Par ailleurs, M. Rioux illustre le double standard qui existe lorsqu’il est question des personnes racisées, qu’elles soient issues de l’immigration, nées de parents immigrants ou adoptées. Dans le cas des «humoristes ethniques», on se permettra de juger négativement leurs performances et de présumer qu’elles et qu’ils ont du succès et sont connus parce qu’ils sont issus d’une minorité. Pourtant, M. Rioux ne se demande pas si d’autres remportent des Olivier parce que ce sont des personnes blanches. La question est rarement posée en ces termes, tant ce genre de milieu est un milieu de privilégiés. Dès lors, tout individu dérogeant à ces critères est soumis à un examen pour le moins injuste. Pourquoi ne pas remettre en question la qualité du travail de François Morency, de Martin Matte, de Peter Macleod, de Mike Ward, de Mario Jean, de Jean-Michel Anctil? Sont-ils tous, contrairement aux «humoristes ethniques», complètement détachés d’influences américaines et de très grande qualité?

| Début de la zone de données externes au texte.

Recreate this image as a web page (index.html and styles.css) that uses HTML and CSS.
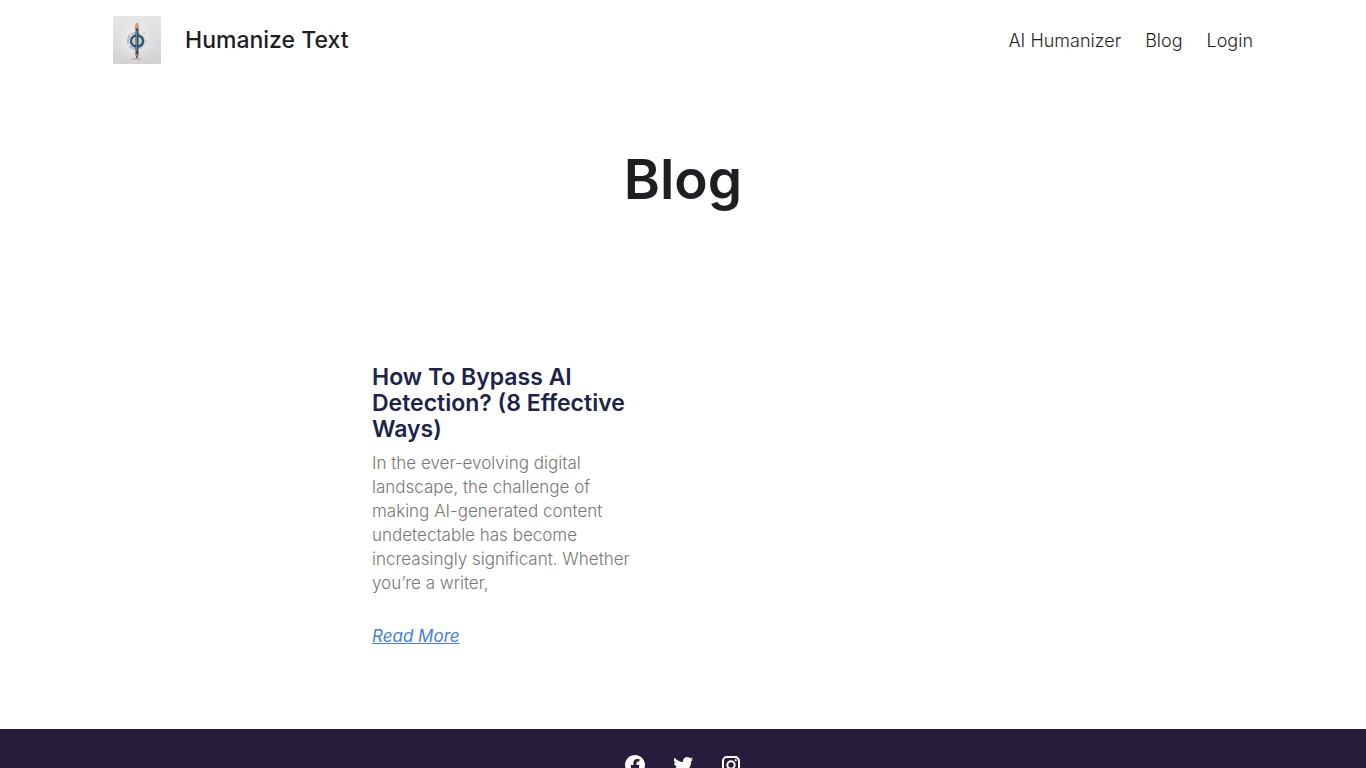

Monsieur Rioux dénonce un souci outrancier de la diversité qui serait nuisible à l’identité et à la méritocratie. Or, il se trouve que cette diversité dont on parle beaucoup est loin d’être effective. Malheureusement, l’intégration des personnes qui ont été adoptées, des immigrant.e.s, de leurs enfants ne se fait pas toujours naturellement sur quelques générations, comme le prétend M. Rioux, non par la faute des immigrants ou de leurs progénitures, mais parce que la racisme systémique se déploie sur plusieurs générations et que le simple fait de porter un nom qui ne sonne pas québécois continue à pénaliser les personnes racisées même si elles sont nées au Québec.

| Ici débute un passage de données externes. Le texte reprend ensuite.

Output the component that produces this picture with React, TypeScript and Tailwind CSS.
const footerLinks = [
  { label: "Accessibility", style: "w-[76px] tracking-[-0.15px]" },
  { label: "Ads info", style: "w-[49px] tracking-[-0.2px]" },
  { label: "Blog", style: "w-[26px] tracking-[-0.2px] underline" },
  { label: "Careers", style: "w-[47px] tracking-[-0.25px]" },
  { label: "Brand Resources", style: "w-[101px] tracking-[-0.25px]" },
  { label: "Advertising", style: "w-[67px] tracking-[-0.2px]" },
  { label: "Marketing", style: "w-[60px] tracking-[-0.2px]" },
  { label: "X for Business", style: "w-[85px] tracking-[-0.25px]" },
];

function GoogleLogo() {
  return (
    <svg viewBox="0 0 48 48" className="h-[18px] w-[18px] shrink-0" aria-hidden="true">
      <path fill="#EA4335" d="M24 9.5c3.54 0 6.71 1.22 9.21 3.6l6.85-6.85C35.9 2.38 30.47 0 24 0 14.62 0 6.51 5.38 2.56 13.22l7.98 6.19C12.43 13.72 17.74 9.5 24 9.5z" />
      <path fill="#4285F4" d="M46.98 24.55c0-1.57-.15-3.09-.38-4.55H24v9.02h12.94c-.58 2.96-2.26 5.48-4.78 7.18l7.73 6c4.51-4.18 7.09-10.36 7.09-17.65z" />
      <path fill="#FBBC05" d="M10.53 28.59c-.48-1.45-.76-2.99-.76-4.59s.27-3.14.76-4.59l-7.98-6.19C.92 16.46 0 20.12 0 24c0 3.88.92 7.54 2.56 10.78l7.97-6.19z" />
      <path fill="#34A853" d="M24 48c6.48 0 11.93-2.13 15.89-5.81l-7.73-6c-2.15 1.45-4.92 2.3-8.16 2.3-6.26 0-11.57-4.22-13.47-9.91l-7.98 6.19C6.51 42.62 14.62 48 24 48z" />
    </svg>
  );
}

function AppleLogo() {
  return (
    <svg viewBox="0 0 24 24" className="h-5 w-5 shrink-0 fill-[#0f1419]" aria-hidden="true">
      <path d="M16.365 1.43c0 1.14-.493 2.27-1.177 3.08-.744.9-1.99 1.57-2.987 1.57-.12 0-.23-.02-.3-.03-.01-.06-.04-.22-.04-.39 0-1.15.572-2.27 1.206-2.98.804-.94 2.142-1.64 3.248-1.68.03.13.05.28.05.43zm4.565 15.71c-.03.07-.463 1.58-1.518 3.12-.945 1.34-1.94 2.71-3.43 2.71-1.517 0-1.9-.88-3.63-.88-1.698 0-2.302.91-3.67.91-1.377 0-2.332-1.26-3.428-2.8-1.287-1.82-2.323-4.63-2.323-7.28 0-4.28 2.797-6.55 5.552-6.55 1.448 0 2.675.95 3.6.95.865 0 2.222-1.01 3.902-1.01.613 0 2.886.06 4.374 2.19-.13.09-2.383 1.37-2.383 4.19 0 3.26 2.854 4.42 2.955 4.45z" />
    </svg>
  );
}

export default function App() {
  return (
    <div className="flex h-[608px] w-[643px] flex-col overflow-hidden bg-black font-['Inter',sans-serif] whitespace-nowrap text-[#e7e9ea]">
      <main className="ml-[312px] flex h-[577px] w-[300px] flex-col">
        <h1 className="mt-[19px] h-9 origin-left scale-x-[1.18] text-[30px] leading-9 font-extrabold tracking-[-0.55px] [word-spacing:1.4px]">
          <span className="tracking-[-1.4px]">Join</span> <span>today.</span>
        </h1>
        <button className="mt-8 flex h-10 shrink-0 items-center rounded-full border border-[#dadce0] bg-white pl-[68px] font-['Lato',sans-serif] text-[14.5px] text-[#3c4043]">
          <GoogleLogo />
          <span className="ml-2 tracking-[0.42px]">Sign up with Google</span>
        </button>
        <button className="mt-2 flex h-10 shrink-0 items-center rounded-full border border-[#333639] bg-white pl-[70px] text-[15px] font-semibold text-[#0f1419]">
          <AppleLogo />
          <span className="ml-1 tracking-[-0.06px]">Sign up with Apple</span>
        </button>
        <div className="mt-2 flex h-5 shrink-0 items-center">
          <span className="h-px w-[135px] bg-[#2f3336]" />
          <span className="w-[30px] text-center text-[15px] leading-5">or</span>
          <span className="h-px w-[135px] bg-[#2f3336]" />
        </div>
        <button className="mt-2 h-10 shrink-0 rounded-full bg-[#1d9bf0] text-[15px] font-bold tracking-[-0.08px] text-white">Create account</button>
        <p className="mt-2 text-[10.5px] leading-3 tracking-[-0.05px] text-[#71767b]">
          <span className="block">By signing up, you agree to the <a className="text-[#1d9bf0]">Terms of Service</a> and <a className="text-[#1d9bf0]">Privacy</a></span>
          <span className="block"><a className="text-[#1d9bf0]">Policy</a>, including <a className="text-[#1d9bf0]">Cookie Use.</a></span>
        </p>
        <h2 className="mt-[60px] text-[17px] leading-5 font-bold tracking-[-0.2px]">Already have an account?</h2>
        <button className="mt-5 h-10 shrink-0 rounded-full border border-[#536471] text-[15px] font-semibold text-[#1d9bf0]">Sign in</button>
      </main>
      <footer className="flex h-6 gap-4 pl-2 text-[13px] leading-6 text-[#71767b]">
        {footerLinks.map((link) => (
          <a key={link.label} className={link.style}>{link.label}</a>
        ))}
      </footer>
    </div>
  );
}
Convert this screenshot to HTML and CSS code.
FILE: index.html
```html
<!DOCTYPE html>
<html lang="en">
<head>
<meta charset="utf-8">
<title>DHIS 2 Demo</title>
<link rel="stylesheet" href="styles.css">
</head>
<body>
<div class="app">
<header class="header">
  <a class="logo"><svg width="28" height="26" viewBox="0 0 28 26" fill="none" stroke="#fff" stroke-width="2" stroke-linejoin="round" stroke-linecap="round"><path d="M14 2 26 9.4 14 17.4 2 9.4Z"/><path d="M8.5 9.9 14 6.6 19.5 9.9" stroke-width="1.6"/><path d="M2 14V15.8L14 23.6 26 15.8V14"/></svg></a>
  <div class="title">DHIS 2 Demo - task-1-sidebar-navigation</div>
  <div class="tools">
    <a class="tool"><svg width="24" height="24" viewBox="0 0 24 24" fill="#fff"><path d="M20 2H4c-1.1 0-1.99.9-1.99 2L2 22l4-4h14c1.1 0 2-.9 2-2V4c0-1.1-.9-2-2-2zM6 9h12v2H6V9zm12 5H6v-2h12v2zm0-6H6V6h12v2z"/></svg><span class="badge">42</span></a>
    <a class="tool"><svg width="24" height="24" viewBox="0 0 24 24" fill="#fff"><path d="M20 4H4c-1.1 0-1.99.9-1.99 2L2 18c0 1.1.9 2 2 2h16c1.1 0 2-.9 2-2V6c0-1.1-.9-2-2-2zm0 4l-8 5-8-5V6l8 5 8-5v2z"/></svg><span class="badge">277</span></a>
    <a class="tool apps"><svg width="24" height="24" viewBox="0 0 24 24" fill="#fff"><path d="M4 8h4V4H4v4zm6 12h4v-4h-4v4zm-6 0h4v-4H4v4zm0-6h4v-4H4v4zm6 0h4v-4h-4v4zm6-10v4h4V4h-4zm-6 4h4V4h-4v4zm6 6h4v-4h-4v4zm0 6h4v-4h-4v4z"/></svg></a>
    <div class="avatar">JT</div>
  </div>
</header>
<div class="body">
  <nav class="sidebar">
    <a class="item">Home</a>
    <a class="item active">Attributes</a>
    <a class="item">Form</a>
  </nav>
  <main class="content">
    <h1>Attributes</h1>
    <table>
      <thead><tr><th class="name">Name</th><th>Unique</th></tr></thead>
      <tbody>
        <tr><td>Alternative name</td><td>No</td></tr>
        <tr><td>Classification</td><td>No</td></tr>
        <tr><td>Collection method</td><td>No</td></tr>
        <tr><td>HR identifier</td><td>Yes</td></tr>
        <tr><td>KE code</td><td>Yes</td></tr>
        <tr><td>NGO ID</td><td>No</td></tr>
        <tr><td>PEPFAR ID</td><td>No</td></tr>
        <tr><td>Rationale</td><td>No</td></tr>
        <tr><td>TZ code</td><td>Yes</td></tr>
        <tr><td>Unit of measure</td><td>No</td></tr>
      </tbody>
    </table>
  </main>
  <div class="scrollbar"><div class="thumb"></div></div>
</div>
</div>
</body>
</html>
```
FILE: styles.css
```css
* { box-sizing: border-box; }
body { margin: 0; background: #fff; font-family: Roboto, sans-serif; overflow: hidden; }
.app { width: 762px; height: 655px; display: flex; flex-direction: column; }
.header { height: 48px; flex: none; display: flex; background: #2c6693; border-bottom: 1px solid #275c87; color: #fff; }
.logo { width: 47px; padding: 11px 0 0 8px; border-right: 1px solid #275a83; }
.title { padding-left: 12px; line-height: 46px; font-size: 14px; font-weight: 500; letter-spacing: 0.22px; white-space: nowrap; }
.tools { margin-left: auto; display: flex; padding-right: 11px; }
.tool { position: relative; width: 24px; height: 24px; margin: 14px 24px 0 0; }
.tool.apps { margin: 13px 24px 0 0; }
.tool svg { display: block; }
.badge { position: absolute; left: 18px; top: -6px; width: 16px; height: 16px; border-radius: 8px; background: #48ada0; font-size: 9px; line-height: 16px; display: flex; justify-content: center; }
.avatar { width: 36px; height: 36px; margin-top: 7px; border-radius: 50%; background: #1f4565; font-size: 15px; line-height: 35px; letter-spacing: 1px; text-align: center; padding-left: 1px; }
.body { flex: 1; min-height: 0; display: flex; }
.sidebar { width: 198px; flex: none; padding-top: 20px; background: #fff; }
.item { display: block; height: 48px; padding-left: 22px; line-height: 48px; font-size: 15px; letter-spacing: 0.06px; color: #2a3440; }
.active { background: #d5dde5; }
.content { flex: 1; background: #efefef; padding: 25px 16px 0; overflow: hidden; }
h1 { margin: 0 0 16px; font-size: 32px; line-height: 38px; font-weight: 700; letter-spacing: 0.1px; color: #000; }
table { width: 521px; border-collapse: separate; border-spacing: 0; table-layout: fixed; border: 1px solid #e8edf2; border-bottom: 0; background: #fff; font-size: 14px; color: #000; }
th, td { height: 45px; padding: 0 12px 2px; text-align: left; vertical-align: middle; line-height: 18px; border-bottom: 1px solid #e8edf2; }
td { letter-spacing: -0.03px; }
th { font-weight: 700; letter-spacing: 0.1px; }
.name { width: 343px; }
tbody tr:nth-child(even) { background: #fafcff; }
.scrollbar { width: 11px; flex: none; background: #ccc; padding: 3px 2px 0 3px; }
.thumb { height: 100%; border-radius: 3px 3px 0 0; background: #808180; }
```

Revenons sur le faux concept qu’est le «racisme inversé» évoqué par l’auteur. Le racisme, par définition, implique de croire en la hiérarchie entre différents groupes d’humains ou d’adopter une attitude hostile et discriminatoire à l’égard de groupes minoritaires, qu’ils soient visibles, religieux, culturels, géographiques ou linguistiques. L’appel au «racisme inversé» sert généralement à celles et ceux qui, se sentant acculés au pied du mur par les demandes de reconnaissance plus que légitimes des groupes racisés, adoptent un discours victimaire.

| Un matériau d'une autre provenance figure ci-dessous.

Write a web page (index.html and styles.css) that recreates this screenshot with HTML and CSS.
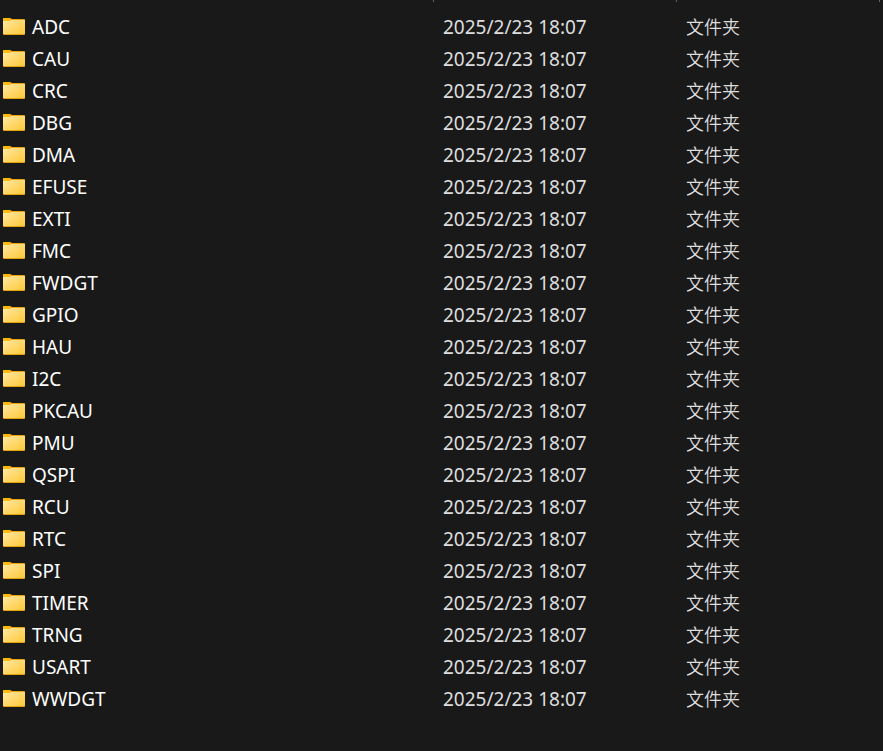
FILE: index.html
```html
<!DOCTYPE html>
<html lang="zh-CN">
  <head>
    <meta charset="UTF-8" />
    <meta name="viewport" content="width=device-width, initial-scale=1.0" />
    <link rel="stylesheet" href="styles.css">
  </head>
  <body>
    <svg class="sprite" width="0" height="0">
      <defs>
        <linearGradient id="front" x1="0" y1="0" x2="1" y2="1">
          <stop offset="0" stop-color="#ffe8a3" />
          <stop offset="1" stop-color="#ffc938" />
        </linearGradient>
      </defs>
      <symbol id="folder" viewBox="0 0 22 18">
        <path d="M0 1Q0 0 1 0H7L9 1H21Q22 1 22 2V16Q22 17 21 17H1Q0 17 0 16Z" fill="#e9a114" />
        <path d="M0 1Q0 0 1 0H7L8 1V2L7 3H0Z" fill="#fdb913" />
        <path d="M0 3H7L8 2H22V15Q22 16 21 16H1Q0 16 0 15Z" fill="url(#front)" />
      </symbol>
    </svg>
    <table class="file-list">
      <colgroup>
        <col class="col-name" />
        <col class="col-date" />
        <col class="col-type" />
        <col />
      </colgroup>
      <thead>
        <tr>
          <th></th>
          <th></th>
          <th></th>
          <td></td>
        </tr>
      </thead>
      <tbody id="files"></tbody>
    </table>

    <script src="script.js"></script>
  </body>
</html>
```
FILE: styles.css
```css
body {
  font-family: "Noto Sans", "Noto Sans CJK SC", sans-serif;
  font-size: 19px;
  line-height: 32px;
  background-color: #191919;
  color: #dedede;
  margin: 0;
}

.sprite {
  position: absolute;
}

.file-list {
  width: 100%;
  table-layout: fixed;
  border-collapse: collapse;
}

.col-name {
  width: 434px;
}

.col-date {
  width: 243px;
}

.col-type {
  width: 203px;
}

th,
td {
  padding: 0;
  text-align: left;
  white-space: nowrap;
}

thead tr {
  height: 11px;
}

/* column separators */
th {
  background: linear-gradient(#636363, #636363) right top / 1px 2px no-repeat;
}

tbody td {
  height: 32px;
  padding-left: 9px;
}

tbody .name {
  padding-left: 3px;
  color: #fff;
}

.name-box {
  display: flex;
  align-items: center;
  gap: 7px;
}

.icon {
  width: 22px;
  height: 18px;
}

tbody .type {
  height: 30px;
  padding-bottom: 2px;
  font-family: "Noto Sans CJK SC", sans-serif;
  font-size: 18px;
  font-weight: 350;
  line-height: 30px;
}
```
FILE: script.js
```js
const folders = [
  "ADC", "CAU", "CRC", "DBG", "DMA", "EFUSE", "EXTI", "FMC",
  "FWDGT", "GPIO", "HAU", "I2C", "PKCAU", "PMU", "QSPI", "RCU",
  "RTC", "SPI", "TIMER", "TRNG", "USART", "WWDGT",
];

document.getElementById("files").innerHTML = folders
  .map(
    (name) => `
      <tr>
        <td class="name">
          <div class="name-box">
            <svg class="icon"><use href="#folder" /></svg>
            <span>${name}</span>
          </div>
        </td>
        <td>2025/2/23 18:07</td>
        <td class="type">文件夹</td>
      </tr>`
  )
  .join("");
```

Les sociétés occidentales modernes sont pourtant le fruit de rapports de force inégaux qui survivent à l’épreuve du temps, mais également à l’éclatement des frontières. Le système se reproduit constamment, permettant toujours aux mêmes de s’épanouir sans trop d’efforts aux dépens de ceux qui maintiennent la structure en place, tout au bas de la pyramide sociale.
Nous nous demandons pourquoi Christian Rioux ressent-il systématiquement le besoin de mettre en opposition le désir d’inclusion des groupes minoritaires et la défense de sa propre identité? Sommes-nous vraiment à blâmer pour la fragilité de cette dernière?
Le danger ne vient pas de l’extérieur, il ne vient pas de l’autre. Il provient de quiconque brandit la menace de l’immigrant comme venant ébranler et détruire l’identité du pays qui l’accueille. Nous sommes racisé.e.s, nous sommes aussi le Québec.